╭──
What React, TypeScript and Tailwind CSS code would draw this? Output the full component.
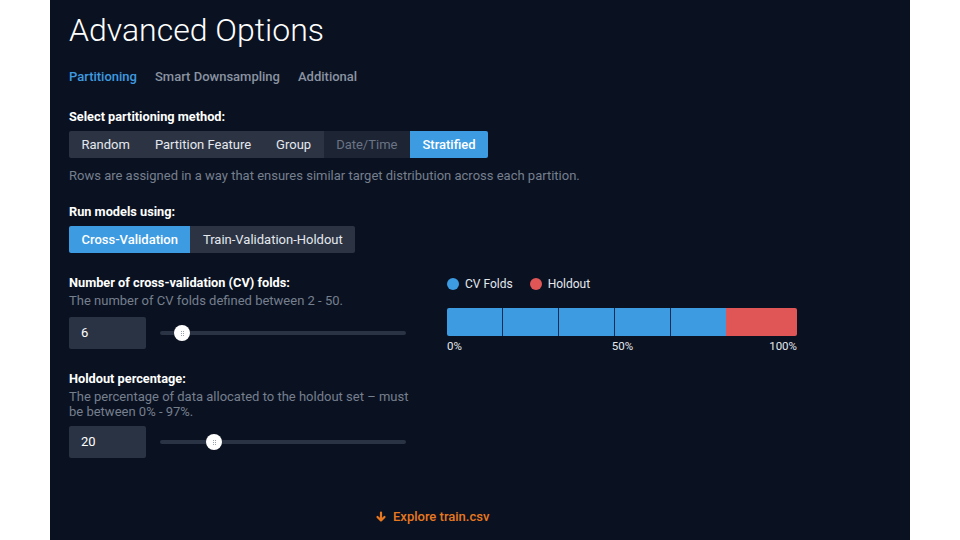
import React from 'react'

const font = { fontFamily: 'Roboto, "Liberation Sans", sans-serif' }

function Segmented({ items, active, disabled }: { items: string[]; active: string; disabled?: string }) {
  return (
    <div className="flex h-[27px] rounded-[2px] overflow-hidden w-fit">
      {items.map((it) => {
        const isActive = it === active
        const isDisabled = it === disabled
        return (
          <div
            key={it}
            className={
              'flex items-center px-[12.5px] text-[13px] ' +
              (isActive
                ? 'bg-[#3d9be2] text-white font-medium'
                : isDisabled
                ? 'bg-[#1d2534] text-[#6b7484]'
                : 'bg-[#2c3444] text-[#e4e8ee]')
            }
          >
            {it}
          </div>
        )
      })}
    </div>
  )
}

function Slider({ pos }: { pos: number }) {
  return (
    <div className="relative w-[246px] h-[4px] rounded-full bg-[#2a3343]">
      <div
        className="absolute top-1/2 -translate-y-1/2 -translate-x-1/2 w-[16px] h-[16px] rounded-full bg-white flex items-center justify-center"
        style={{ left: pos }}
      >
        <div className="grid grid-cols-2 gap-[1px]">
          {[0, 1, 2, 3, 4, 5].map((i) => (
            <div key={i} className="w-[1px] h-[1px] bg-[#9aa3b0]" />
          ))}
        </div>
      </div>
    </div>
  )
}

function NumberField({ value, pos }: { value: string; pos: number }) {
  return (
    <div className="flex items-center">
      <div className="w-[77px] h-[32px] bg-[#2a3343] rounded-[2px] flex items-center pl-[12px] text-[13px] text-white">
        {value}
      </div>
      <div className="ml-[14px]">
        <Slider pos={pos} />
      </div>
    </div>
  )
}

export default function App() {
  return (
    <div className="w-[960px] h-[540px] bg-white flex overflow-hidden" style={font}>
      <div className="ml-[50px] w-[860px] h-full bg-[#0a1221] pl-[19px] flex flex-col">
        <div className="mt-[10px] text-[32px] leading-[40px] font-light text-white">Advanced Options</div>

        <div className="mt-[17px] flex gap-[18px] text-[13px] font-medium leading-[20px]">
          <span className="text-[#3e9be0]">Partitioning</span>
          <span className="text-[#8b93a1]">Smart Downsampling</span>
          <span className="text-[#8b93a1]">Additional</span>
        </div>

        <div className="mt-[22px] text-[12.75px] font-bold text-white leading-[16px]">Select partitioning method:</div>
        <div className="mt-[6px]">
          <Segmented
            items={['Random', 'Partition Feature', 'Group', 'Date/Time', 'Stratified']}
            active="Stratified"
            disabled="Date/Time"
          />
        </div>
        <div className="mt-[10px] text-[13px] text-[#767f8e] leading-[16px]">
          Rows are assigned in a way that ensures similar target distribution across each partition.
        </div>

        <div className="mt-[20px] text-[12.75px] font-bold text-white leading-[16px]">Run models using:</div>
        <div className="mt-[6px]">
          <Segmented items={['Cross-Validation', 'Train-Validation-Holdout']} active="Cross-Validation" />
        </div>

        <div className="mt-[22px] flex">
          <div className="w-[378px]">
            <div className="text-[12.75px] font-bold text-white leading-[16px]">Number of cross-validation (CV) folds:</div>
            <div className="mt-[2px] text-[13px] text-[#767f8e] leading-[16px]">
              The number of CV folds defined between 2 - 50.
            </div>
            <div className="mt-[8px]">
              <NumberField value="6" pos={22} />
            </div>
          </div>

          <div className="w-[350px]">
            <div className="mt-[1px] flex items-center gap-[6px] text-[12px] text-[#e4e8ee] leading-[16px]">
              <span className="w-[12px] h-[12px] rounded-full bg-[#3d9be2]" />
              <span>CV Folds</span>
              <span className="ml-[11px] w-[12px] h-[12px] rounded-full bg-[#e05656]" />
              <span>Holdout</span>
            </div>
            <div className="mt-[16px] flex h-[28px] rounded-[2px] overflow-hidden">
              <div className="flex-1 bg-[#3d9be2] border-r border-[#0c2f52]" />
              <div className="flex-1 bg-[#3d9be2] border-r border-[#0c2f52]" />
              <div className="flex-1 bg-[#3d9be2] border-r border-[#0c2f52]" />
              <div className="flex-1 bg-[#3d9be2] border-r border-[#0c2f52]" />
              <div className="flex-1 bg-[#3d9be2]" />
              <div className="w-[71px] bg-[#e05656]" />
            </div>
            <div className="mt-[3px] flex justify-between text-[11.5px] text-[#e4e8ee] leading-[14px]">
              <span>0%</span>
              <span className="ml-[14px]">50%</span>
              <span>100%</span>
            </div>
          </div>
        </div>

        <div className="mt-[18px] text-[12.75px] font-bold text-white leading-[16px]">Holdout percentage:</div>
        <div className="mt-[2px] w-[345px] text-[13px] text-[#767f8e] leading-[15px]">
          The percentage of data allocated to the holdout set – must be between 0% - 97%.
        </div>
        <div className="mt-[7px]">
          <NumberField value="20" pos={54} />
        </div>

        <div className="mt-[51px] pl-[306px] flex items-center gap-[6px] text-[13px] font-medium text-[#e8781f] leading-[16px]">
          <svg width="12" height="12" viewBox="0 0 12 12" fill="none" stroke="currentColor" strokeWidth="2.2" strokeLinecap="round" strokeLinejoin="round">
            <path d="M6 1.5v8M2.5 6l3.5 3.5L9.5 6" />
          </svg>
          <span>Explore train.csv</span>
        </div>
      </div>
    </div>
  )
}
╰──
Please reproduce the listing exactly from its opening line through the line that contains "text-[32px] leading-[40px] font-light", both included, with all pictures omitted.

**Answer to the task**
What React, TypeScript and Tailwind CSS code would draw this? Output the full component.
import React from 'react'

const font = { fontFamily: 'Roboto, "Liberation Sans", sans-serif' }

function Segmented({ items, active, disabled }: { items: string[]; active: string; disabled?: string }) {
  return (
    <div className="flex h-[27px] rounded-[2px] overflow-hidden w-fit">
      {items.map((it) => {
        const isActive = it === active
        const isDisabled = it === disabled
        return (
          <div
            key={it}
            className={
              'flex items-center px-[12.5px] text-[13px] ' +
              (isActive
                ? 'bg-[#3d9be2] text-white font-medium'
                : isDisabled
                ? 'bg-[#1d2534] text-[#6b7484]'
                : 'bg-[#2c3444] text-[#e4e8ee]')
            }
          >
            {it}
          </div>
        )
      })}
    </div>
  )
}

function Slider({ pos }: { pos: number }) {
  return (
    <div className="relative w-[246px] h-[4px] rounded-full bg-[#2a3343]">
      <div
        className="absolute top-1/2 -translate-y-1/2 -translate-x-1/2 w-[16px] h-[16px] rounded-full bg-white flex items-center justify-center"
        style={{ left: pos }}
      >
        <div className="grid grid-cols-2 gap-[1px]">
          {[0, 1, 2, 3, 4, 5].map((i) => (
            <div key={i} className="w-[1px] h-[1px] bg-[#9aa3b0]" />
          ))}
        </div>
      </div>
    </div>
  )
}

function NumberField({ value, pos }: { value: string; pos: number }) {
  return (
    <div className="flex items-center">
      <div className="w-[77px] h-[32px] bg-[#2a3343] rounded-[2px] flex items-center pl-[12px] text-[13px] text-white">
        {value}
      </div>
      <div className="ml-[14px]">
        <Slider pos={pos} />
      </div>
    </div>
  )
}

export default function App() {
  return (
    <div className="w-[960px] h-[540px] bg-white flex overflow-hidden" style={font}>
      <div className="ml-[50px] w-[860px] h-full bg-[#0a1221] pl-[19px] flex flex-col">
        <div className="mt-[10px] text-[32px] leading-[40px] font-light text-white">Advanced Options</div>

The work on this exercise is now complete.